15 Nov 2019 22:21
A história da divisão da Alemanha pelo Muro de Berlim está inscrita na história mais geral do cinema do século XX através de alguns títulos admiráveis, desde “O Espião que Saiu do Frio”, uma produção de 1965 assinada por Martin Ritt, adaptando o romance de John le Carré, passando pelo brilhante e muito esquecido “Cortina Rasgada”, realizado por Alfred Hitchcock em 1966, até, claro, o emblemático “As Asas do Desejo” que Wim Wenders dirigiu em 1987, dois anos antes da Queda do Muro. Até que, num filme de 2003 com um título sugestivo — “Adeus, Lenine!” —, descobrimos o drama de Alexander Kerner…
Alexander Kerner tem, de facto, um problema: nasceu e cresceu na Alemanha de Leste até que, em 1989, faz agora trinta anos, o Muro de Berlim caíu… Enfim, o problema não é esse.

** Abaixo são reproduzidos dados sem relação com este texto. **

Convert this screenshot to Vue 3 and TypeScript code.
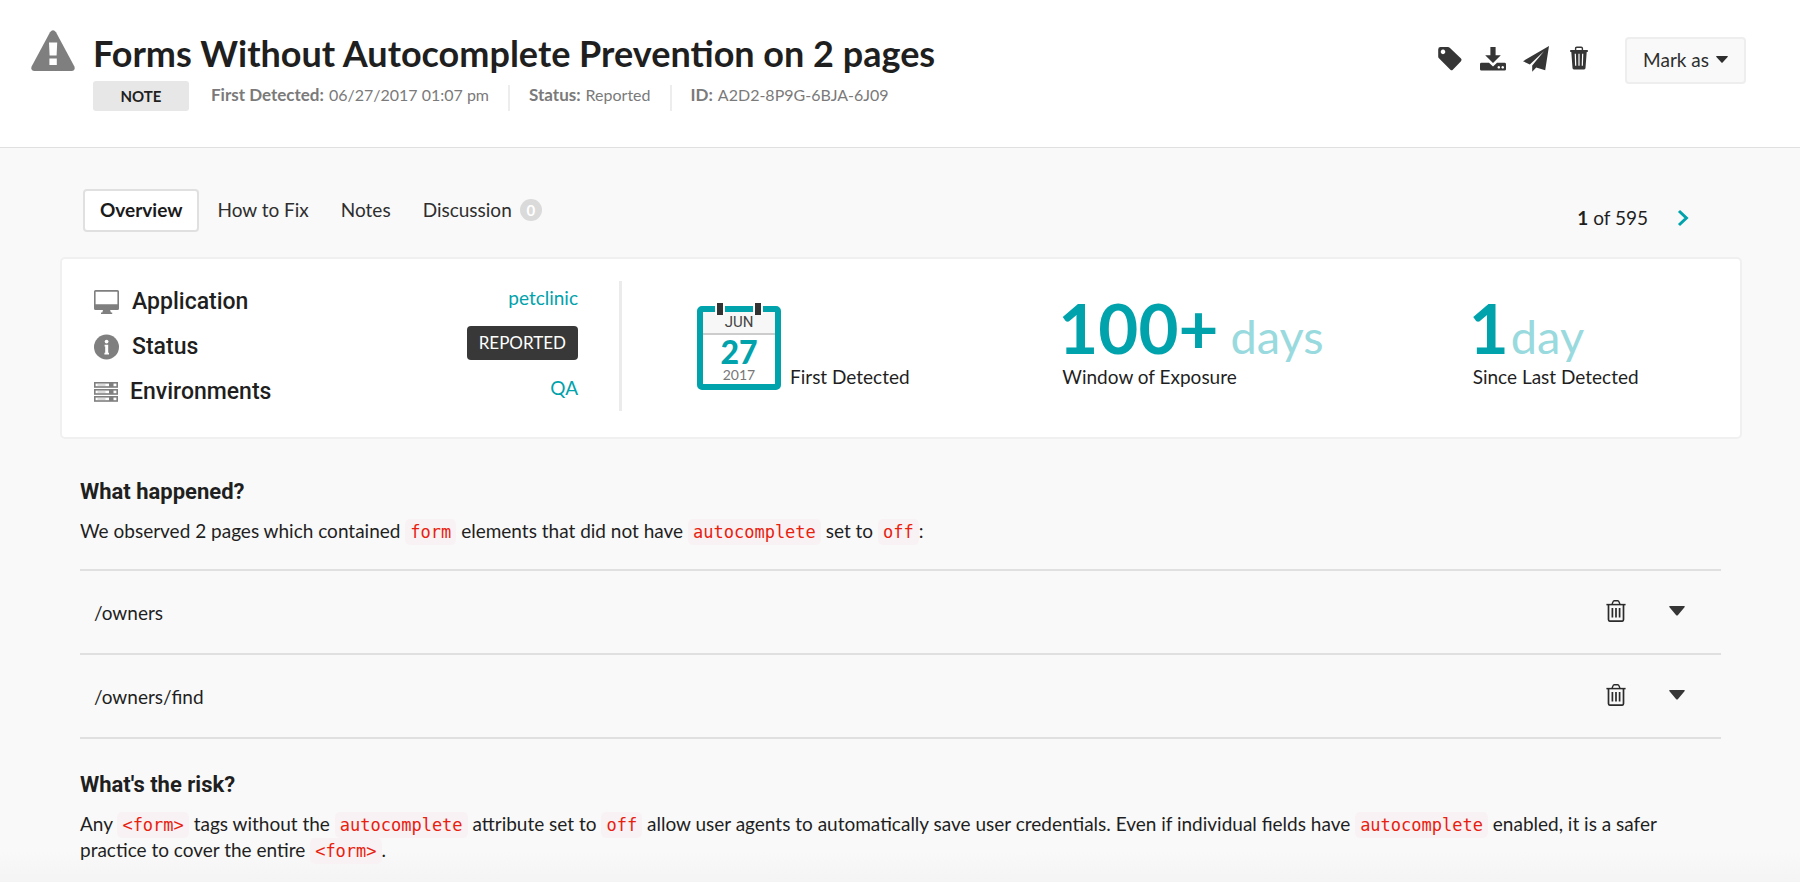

Acontece que a sua mãe, ferverosa militante do sistema comunista, sofreu uma comoção tão grande quando surgiram os primeiros sinais de agitação social que entrou em coma — de tal modo que, quando desperta, os médicos avisam para o perigo que pode representar qualquer choque emocional. Dito de outro modo: o filho gostaria de estar a comemorar a união das duas Alemanhas, mas, por amor da mãe, faz tudo para que ele não descubra que já não há Muro…
Realizado pelo alemão Wolfgang Becker, “Adeus, Lenine!” é um drama intimista sempre contaminado por um delicioso humor. A música de Yann Tiersen possui a capacidade de sublinhar esse contraste, ao mesmo tempo celebrando a sua dimensão humana.
Dir-se-ia que “Adeus, Lenine!” é um complemento simbólico de “As Asas do Desejo” — em “Adeus, Lenine!”, graças às ambivalências da comédia, o humor abraça as grandes transformações da história colectiva; em “As Asas do Desejo”, eram os anjos, que conseguiam vencer a barreira física e simbólica do Muro. Num certo sentido, as músicas escolhidas por Wim Wenders para o seu filme pressentiam algo da energia dos tempos futuros — o som de Die Haut, uma banda alemã nascida na ressaca do punk, poderá ser um esclarecedor exemplo.